Collected data
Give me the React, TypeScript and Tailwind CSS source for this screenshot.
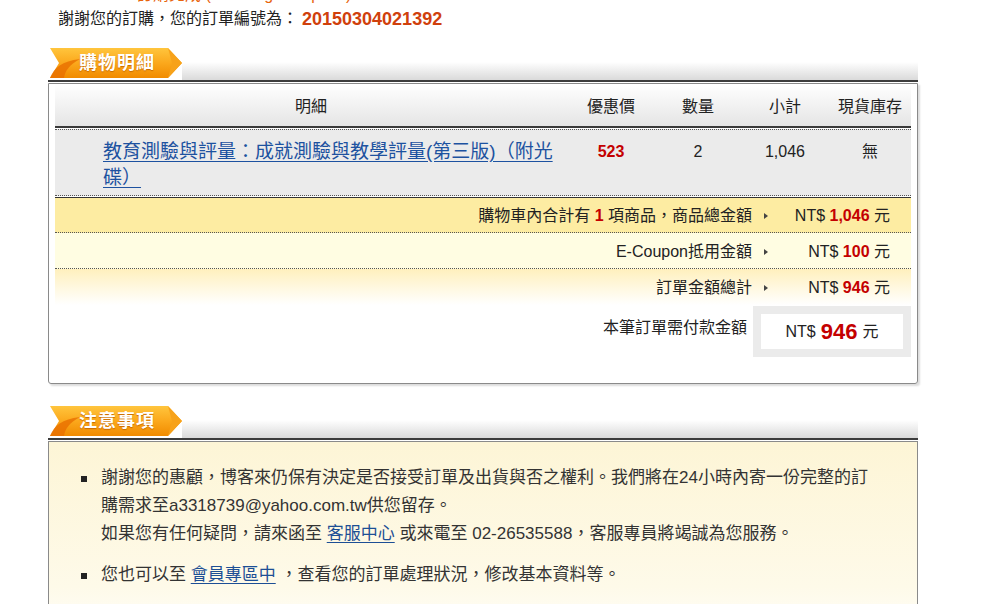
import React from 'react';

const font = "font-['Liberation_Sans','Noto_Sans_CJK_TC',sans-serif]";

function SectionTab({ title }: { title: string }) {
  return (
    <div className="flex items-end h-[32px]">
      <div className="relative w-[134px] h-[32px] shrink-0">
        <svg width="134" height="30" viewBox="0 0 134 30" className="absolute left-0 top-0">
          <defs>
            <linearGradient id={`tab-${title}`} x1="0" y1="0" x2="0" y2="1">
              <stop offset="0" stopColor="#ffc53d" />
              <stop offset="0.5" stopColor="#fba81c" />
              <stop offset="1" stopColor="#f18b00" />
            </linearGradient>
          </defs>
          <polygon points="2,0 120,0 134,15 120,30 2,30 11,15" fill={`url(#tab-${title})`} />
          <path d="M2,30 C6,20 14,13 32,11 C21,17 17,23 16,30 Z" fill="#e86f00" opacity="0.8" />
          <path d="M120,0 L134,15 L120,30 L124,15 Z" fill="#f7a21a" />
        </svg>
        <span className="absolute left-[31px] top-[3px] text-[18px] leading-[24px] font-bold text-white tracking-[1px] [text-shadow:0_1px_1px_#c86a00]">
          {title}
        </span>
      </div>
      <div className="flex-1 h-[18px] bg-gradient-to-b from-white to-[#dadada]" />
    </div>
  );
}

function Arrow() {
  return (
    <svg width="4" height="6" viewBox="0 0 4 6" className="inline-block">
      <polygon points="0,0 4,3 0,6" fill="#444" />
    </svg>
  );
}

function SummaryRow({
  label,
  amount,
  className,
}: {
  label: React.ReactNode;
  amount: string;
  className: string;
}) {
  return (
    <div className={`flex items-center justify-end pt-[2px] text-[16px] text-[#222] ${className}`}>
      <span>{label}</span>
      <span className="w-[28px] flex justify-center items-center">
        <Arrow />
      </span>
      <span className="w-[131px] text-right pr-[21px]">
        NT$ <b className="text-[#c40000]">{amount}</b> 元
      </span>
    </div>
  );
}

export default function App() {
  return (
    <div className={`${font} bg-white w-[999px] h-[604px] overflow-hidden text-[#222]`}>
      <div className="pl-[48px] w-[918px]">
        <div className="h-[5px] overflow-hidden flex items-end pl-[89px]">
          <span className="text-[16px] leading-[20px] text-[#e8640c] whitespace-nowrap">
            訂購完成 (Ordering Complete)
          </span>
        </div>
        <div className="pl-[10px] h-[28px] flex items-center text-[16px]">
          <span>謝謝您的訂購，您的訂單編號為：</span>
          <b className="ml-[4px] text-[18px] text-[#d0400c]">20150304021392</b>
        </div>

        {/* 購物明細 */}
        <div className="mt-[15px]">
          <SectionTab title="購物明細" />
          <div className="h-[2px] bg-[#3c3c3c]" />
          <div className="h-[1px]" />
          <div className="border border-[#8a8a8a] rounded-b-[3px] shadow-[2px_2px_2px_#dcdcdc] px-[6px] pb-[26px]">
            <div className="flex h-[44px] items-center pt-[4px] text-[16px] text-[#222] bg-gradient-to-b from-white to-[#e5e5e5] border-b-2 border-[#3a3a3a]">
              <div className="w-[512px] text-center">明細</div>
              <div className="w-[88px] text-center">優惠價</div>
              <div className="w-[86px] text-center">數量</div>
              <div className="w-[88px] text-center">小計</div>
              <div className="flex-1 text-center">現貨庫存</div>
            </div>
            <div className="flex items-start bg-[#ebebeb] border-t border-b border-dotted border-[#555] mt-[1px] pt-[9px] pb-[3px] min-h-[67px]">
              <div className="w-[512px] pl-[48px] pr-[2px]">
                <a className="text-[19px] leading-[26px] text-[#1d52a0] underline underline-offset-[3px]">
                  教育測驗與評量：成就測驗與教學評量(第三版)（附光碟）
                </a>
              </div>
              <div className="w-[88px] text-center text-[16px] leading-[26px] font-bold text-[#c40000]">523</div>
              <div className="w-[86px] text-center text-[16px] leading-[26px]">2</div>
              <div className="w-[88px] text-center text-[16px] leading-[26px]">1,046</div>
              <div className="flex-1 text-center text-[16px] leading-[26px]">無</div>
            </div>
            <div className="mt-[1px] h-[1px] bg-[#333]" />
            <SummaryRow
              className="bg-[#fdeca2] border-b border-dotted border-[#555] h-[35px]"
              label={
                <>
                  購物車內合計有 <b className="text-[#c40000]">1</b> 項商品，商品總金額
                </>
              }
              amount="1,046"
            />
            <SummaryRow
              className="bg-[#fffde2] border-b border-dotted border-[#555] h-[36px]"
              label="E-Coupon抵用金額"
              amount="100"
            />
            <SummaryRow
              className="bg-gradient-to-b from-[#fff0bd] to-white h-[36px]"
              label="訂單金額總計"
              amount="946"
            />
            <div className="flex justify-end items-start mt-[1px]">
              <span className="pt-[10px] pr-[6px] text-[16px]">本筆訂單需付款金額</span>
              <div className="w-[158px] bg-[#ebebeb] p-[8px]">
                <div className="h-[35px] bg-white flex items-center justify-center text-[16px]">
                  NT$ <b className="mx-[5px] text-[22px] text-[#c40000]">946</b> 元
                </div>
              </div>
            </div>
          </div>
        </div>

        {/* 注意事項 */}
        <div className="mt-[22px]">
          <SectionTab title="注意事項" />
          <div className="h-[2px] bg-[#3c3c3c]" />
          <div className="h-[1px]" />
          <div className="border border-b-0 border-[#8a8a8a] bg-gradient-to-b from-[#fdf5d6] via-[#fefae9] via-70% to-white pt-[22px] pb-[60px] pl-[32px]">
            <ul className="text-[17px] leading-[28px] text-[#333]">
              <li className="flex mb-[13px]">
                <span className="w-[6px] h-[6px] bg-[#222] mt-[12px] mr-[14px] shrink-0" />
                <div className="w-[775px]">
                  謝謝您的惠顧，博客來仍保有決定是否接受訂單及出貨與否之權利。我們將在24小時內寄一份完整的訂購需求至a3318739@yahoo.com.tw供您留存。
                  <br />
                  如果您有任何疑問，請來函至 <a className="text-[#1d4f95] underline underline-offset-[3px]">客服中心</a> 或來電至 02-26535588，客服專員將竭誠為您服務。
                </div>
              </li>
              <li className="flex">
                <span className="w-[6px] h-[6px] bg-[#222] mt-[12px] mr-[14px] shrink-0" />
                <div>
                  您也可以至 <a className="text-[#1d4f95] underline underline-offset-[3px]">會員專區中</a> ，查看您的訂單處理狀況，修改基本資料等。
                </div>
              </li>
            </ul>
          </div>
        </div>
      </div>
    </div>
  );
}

Instruction
Go through the lines above. Select every one that has the string "React".

Result below
Give me the React, TypeScript and Tailwind CSS source for this screenshot.
import React from 'react';
  label: React.ReactNode;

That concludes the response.